### Given request
For the records that follow, return only the count of lines containing the string "React".

### Entries provided
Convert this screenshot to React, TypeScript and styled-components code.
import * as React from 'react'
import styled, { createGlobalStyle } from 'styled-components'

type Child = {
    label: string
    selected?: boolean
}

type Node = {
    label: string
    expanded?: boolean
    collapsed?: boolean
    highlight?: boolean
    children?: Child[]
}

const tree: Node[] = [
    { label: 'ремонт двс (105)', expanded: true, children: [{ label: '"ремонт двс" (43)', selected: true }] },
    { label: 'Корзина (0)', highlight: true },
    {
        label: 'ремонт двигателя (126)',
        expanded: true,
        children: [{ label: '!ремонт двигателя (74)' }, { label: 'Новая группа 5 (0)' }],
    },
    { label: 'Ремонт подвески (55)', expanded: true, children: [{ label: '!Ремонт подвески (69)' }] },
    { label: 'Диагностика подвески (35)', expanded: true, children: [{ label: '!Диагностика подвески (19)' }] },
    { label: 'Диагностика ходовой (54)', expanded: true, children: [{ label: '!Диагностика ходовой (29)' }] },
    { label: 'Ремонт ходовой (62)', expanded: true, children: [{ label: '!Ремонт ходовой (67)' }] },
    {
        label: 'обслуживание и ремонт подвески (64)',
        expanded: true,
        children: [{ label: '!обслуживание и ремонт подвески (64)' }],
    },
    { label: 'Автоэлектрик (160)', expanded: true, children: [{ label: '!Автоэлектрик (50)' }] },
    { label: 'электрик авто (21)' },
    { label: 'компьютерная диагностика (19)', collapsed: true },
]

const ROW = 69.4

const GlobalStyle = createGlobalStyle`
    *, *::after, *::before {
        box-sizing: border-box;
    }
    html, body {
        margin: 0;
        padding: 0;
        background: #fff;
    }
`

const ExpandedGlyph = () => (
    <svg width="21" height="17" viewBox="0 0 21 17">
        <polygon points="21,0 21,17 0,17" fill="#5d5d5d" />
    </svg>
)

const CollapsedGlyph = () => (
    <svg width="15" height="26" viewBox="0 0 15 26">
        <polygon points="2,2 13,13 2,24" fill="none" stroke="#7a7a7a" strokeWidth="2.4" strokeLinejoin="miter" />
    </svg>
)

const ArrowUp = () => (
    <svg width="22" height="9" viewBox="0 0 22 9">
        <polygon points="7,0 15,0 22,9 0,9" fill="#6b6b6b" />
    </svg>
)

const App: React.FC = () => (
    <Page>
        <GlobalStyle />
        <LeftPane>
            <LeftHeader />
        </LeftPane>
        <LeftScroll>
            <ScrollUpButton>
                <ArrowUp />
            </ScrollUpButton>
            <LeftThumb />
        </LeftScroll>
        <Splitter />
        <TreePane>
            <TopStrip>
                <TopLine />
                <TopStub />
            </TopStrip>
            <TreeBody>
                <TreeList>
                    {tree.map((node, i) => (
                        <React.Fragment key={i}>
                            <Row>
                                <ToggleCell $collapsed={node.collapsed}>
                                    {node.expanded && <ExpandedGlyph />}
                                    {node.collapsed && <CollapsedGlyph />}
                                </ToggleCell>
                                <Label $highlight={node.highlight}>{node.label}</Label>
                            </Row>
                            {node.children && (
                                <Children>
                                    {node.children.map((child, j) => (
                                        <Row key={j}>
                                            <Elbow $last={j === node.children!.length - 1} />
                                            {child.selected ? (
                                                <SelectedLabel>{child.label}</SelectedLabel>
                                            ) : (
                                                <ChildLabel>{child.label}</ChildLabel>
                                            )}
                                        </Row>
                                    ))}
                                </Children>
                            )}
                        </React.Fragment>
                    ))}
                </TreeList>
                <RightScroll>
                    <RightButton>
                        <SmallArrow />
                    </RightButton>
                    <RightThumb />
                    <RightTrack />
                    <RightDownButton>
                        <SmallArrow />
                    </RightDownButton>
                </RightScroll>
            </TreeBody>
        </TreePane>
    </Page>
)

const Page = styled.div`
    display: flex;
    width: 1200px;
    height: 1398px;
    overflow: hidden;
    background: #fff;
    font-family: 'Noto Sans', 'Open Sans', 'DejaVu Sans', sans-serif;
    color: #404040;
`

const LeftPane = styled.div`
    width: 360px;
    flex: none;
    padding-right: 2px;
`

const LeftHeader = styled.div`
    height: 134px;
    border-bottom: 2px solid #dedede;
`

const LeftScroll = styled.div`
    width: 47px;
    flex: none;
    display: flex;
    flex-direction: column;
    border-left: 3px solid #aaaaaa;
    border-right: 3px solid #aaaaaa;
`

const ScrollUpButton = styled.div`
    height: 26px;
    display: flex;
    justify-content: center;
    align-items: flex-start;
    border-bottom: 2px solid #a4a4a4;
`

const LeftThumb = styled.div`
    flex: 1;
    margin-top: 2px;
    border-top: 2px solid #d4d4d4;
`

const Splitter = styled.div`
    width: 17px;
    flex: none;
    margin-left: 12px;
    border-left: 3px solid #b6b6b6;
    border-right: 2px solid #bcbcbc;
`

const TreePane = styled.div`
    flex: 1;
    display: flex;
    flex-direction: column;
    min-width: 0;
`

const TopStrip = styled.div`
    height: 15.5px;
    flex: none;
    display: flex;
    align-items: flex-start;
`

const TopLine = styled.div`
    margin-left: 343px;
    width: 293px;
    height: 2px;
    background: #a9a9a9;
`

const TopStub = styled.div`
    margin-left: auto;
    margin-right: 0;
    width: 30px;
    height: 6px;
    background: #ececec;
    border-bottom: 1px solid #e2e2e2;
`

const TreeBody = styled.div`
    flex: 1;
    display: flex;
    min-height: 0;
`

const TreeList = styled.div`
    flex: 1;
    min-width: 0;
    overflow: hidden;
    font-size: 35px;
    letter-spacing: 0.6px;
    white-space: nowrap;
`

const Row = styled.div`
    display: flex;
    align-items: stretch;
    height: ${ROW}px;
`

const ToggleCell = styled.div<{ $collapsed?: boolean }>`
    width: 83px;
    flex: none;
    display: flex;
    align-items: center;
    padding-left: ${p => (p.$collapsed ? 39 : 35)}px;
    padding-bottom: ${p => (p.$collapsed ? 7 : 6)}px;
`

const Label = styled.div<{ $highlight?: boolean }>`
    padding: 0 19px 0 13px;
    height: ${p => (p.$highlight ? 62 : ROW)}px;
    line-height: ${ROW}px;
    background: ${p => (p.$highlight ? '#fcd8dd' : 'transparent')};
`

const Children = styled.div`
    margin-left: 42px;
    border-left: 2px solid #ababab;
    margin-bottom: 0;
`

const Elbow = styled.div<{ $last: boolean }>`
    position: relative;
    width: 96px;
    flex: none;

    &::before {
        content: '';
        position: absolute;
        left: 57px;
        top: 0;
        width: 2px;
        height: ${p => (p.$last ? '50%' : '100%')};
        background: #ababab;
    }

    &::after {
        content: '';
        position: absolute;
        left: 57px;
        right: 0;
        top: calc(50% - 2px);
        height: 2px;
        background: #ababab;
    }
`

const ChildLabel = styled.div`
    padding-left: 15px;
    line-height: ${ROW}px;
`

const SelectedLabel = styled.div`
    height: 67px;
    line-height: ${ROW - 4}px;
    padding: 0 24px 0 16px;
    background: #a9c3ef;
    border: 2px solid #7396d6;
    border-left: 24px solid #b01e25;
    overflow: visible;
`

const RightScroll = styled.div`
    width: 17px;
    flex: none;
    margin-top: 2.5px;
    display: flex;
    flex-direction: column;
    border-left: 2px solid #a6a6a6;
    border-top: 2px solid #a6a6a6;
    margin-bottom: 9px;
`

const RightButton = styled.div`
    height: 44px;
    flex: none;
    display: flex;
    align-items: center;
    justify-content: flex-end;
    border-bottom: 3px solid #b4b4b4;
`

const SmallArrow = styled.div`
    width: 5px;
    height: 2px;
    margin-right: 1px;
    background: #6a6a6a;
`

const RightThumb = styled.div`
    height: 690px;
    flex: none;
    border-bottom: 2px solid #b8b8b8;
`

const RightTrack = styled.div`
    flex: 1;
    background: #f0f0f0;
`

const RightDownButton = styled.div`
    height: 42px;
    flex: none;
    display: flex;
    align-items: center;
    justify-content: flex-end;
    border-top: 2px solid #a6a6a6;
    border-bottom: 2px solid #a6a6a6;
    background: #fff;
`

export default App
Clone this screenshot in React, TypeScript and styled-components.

### Task result
6